Count of Smaller Numbers After Self
Suppose i points the 1st element of the left, j and mid+1 points 1st element of the right. When we’re merging, if temp[i] is less temp[j], we can know that there are j-mid-1 elements are less than temp[i], because the array is monotonically increasing.
class Solution {
public:
vector<pair<int, int>> temp;
vector<int> count;
vector<int> countSmaller(vector<int>& nums) {
int n = nums.size();
vector<pair<int, int>> num_index;
for (int i = 0; i < n; i++)
num_index.push_back(pair<int, int>(nums[i], i));
temp = vector<pair<int, int>>(n);
count = vector<int>(n, 0);
merge_sort(num_index, 0, n-1);
return count;
}
void merge_sort(vector<pair<int, int>>& num_index, int l, int r){
if (l >= r) return;
int mid = l + (r - l) / 2;
merge_sort(num_index, l, mid);
merge_sort(num_index, mid+1, r);
merge(num_index, l, mid, r);
}
void merge(vector<pair<int, int>>& num_index, int l, int mid, int r){
int i = l, j = mid + 1;
int k = l;
while (i <= mid && j <= r){
if (num_index[i].first <= num_index[j].first){
count[num_index[i].second] += j - mid - 1;
temp[k++] = num_index[i++];
}
else temp[k++] = num_index[j++];
}
while (i <= mid) {
count[num_index[i].second] += j - mid - 1;
temp[k++] = num_index[i++];
}
while (j <= r) temp[k++] = num_index[j++];
for (i = l; i <= r; i++)
num_index[i] = temp[i];
}
};
Reverse Pairs
This problem is just the same as the last one with a little difference. We assume that we have the ordered left child and right child below. And the next step is merging, but before that, we can calculate the number between the left and the right, betValue. Suppose leftValue as the number in the left, as well as rightValue in the right. The final result can be calculated recursively.
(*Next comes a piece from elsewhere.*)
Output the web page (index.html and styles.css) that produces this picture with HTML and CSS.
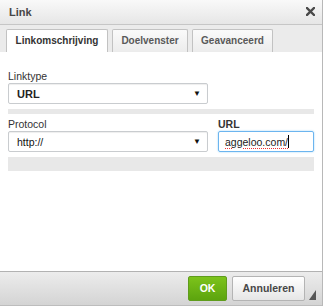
FILE: index.html
```html
<!DOCTYPE html>
<html>
<head>
<meta charset="utf-8">
<link rel="stylesheet" href="styles.css">
</head>
<body>
<div class="dialog">
  <div class="title">
    <span class="title-text">Link</span>
    <svg class="close" width="9" height="9" viewBox="0 0 9 9"><path d="M1 1 L8 8 M8 1 L1 8" stroke="#4a4a4a" stroke-width="2.4" stroke-linecap="square"/></svg>
  </div>
  <div class="tabs">
    <div class="tab active">Linkomschrijving</div>
    <div class="tab">Doelvenster</div>
    <div class="tab">Geavanceerd</div>
  </div>
  <div class="body">
    <div class="label">Linktype</div>
    <div class="select wide"><span class="val">URL</span><span class="arrow">&#9660;</span></div>
    <div class="bar thin"></div>
    <div class="row">
      <div class="col">
        <div class="label">Protocol</div>
        <div class="select wide"><span class="proto">http://</span><span class="arrow">&#9660;</span></div>
      </div>
      <div class="col">
        <div class="label bold">URL</div>
        <div class="input"><span class="typed">aggeloo.com/</span><span class="caret"></span></div>
      </div>
    </div>
    <div class="bar thick"></div>
  </div>
  <div class="footer">
    <div class="btn ok">OK</div>
    <div class="btn cancel">Annuleren</div>
    <svg class="resize" width="7" height="10" viewBox="0 0 7 10"><path d="M7 0 L7 10 L0 10 Z" fill="#555"/></svg>
  </div>
</div>
</body>
</html>
```
FILE: styles.css
```css
html, body {
  margin: 0;
  padding: 0;
  background: #fff;
}
body {
  width: 325px;
  height: 308px;
  font-family: "Liberation Sans", Arial, sans-serif;
  font-size: 10.5px;
  color: #333;
}
.dialog {
  width: 322px;
  border-right: 1px solid #b8b8b8;
  display: flex;
  flex-direction: column;
}
.title {
  height: 24px;
  border-bottom: 1px solid #c6c6c6;
  background: linear-gradient(#f9f9f9, #e6e6e6);
  display: flex;
  align-items: center;
  justify-content: space-between;
  padding: 0 7px 0 9px;
}
.title-text {
  font-weight: bold;
  font-size: 11px;
  color: #474747;
}
.close {
  display: block;
  margin-top: -1px;
}
.tabs {
  height: 27px;
  box-sizing: border-box;
  background: #ebebeb;
  padding: 4px 0 0 6px;
  display: flex;
  gap: 4px;
  align-items: flex-end;
}
.tab {
  height: 23px;
  box-sizing: border-box;
  border: 1px solid #c2c2c2;
  border-bottom: none;
  border-radius: 2px 2px 0 0;
  background: linear-gradient(#fafafa, #ececec);
  line-height: 22px;
  font-weight: bold;
  font-size: 10px;
  color: #595959;
  text-align: center;
}
.tab.active {
  background: #fff;
  color: #333;
  width: 102px;
}
.tab:nth-child(2) { width: 76px; }
.tab:nth-child(3) { width: 81px; }
.body {
  height: 219px;
  box-sizing: border-box;
  background: #fff;
  padding: 17px 8px 0 8px;
}
.label {
  line-height: 14px;
  color: #333;
}
.label.bold {
  font-weight: bold;
}
.select {
  height: 21px;
  box-sizing: border-box;
  border: 1px solid #c9cccf;
  border-radius: 2px;
  box-shadow: inset 0 1px 1px #eee;
  display: flex;
  align-items: center;
  justify-content: space-between;
  padding: 0 6px 0 8px;
  font-size: 11px;
  color: #111;
}
.select .val {
  font-weight: bold;
  color: #222;
}
.select.wide {
  width: 200px;
}
.select .proto {
  font-size: 10.5px;
}
.arrow {
  font-size: 8px;
  color: #111;
}
.bar {
  background: #e8e8e8;
  width: 306px;
}
.bar.thin {
  height: 5px;
  margin-top: 5px;
}
.bar.thick {
  height: 14px;
  margin-top: 5px;
}
.row {
  display: flex;
  gap: 10px;
  margin-top: 3px;
}
.input {
  width: 96px;
  height: 21px;
  box-sizing: border-box;
  border: 1px solid #6cb5ef;
  border-radius: 2px;
  box-shadow: 0 0 2px #9ad0f7;
  display: flex;
  align-items: center;
  padding: 0 0 0 6px;
  font-size: 10.5px;
  color: #222;
}
.typed {
  text-decoration: underline dotted #e33;
  text-decoration-thickness: 1px;
  text-underline-offset: 2px;
}
.caret {
  width: 1px;
  height: 13px;
  background: #000;
}
.footer {
  height: 35px;
  box-sizing: border-box;
  border-top: 1px solid #b2b2b2;
  border-bottom: 1px solid #bdbdbd;
  background: linear-gradient(#ececec, #d4d4d4);
  display: flex;
  justify-content: flex-end;
  align-items: flex-start;
  gap: 5px;
  padding: 4px 17px 0 0;
  position: relative;
}
.btn {
  height: 25px;
  box-sizing: border-box;
  border-radius: 2px;
  line-height: 23px;
  text-align: center;
  font-weight: bold;
  font-size: 10.5px;
}
.ok {
  width: 39px;
  border: 1px solid #5f9c1c;
  background: linear-gradient(#7cc31b, #5ca40e);
  color: #fff;
}
.cancel {
  width: 73px;
  border: 1px solid #b4b4b4;
  background: linear-gradient(#ffffff, #e6e6e6);
  color: #474747;
}
.resize {
  position: absolute;
  right: 6px;
  top: 18px;
}
```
So, how to get betValue? Just add some codes in the post order space. We can get the first element in the right that is more than nums[i] / 2.0.
class Solution
{
public:
vector<int> tmp;
int mergeSort(vector<int> &nums, int left, int right)
{
if (left >= right)
return 0;
int mid = left + ((right - left) >> 1);
int retLeft = mergeSort(nums, left, mid);
int retRight = mergeSort(nums, mid + 1, right);
int cur1 = left, cur2 = mid + 1;
int ret = 0;
while (cur1 <= mid)
{
while (cur2 <= right && nums[cur1] / 2.0 > nums[cur2])
cur2++;
ret += cur2 - mid - 1;
cur1++;
}
merge(nums, left, mid, right);
return ret + retLeft + retRight;
}
merge(vector<int>& numx, int l, int mid, int r) {...}
int reversePairs(vector<int> &nums)
{
int len = nums.size();
tmp = vector<int>(len, 0);
return mergeSort(nums, 0, len - 1);
}
};
Count of Range Sum
It’s the same, but here we need to use Prefix Sum Array and understand why we can use merge sort to solve this problem.
class Solution
{
public:
vector<long> tmp;
int countRangeSum(vector<int> &nums, int lower, int upper)
{
int len = nums.size();
vector<long> preSum({0});
for (int i = 0; i < len; i++)
preSum.emplace_back(preSum[i] + nums[i]);
tmp = vector<long>(preSum.size(), 0);
return mergeSort(preSum, 0, preSum.size() - 1, lower, upper);
}
int mergeSort(vector<long> &nums, int left, int right, int lower, int upper)
{
if (left >= right)
return 0;
int mid = left + ((right - left) >> 1);
int retLeft = mergeSort(nums, left, mid, lower, upper);
int retRight = mergeSort(nums, mid + 1, right, lower, upper);
int cur1 = mid + 1, cur2 = mid + 1;
int ret = 0;
for (int i = left; i <= mid; i++)
{
while (cur1 <= right && nums[cur1] - nums[i] < lower)
cur1++;
while (cur2 <= right && nums[cur2] - nums[i] <= upper)
cur2++;
ret += cur2 - cur1;
}
merge(nums, left, mid, right);
return ret + retLeft + retRight;
}
merge(vector<int>& numx, int l, int mid, int r) {...}
};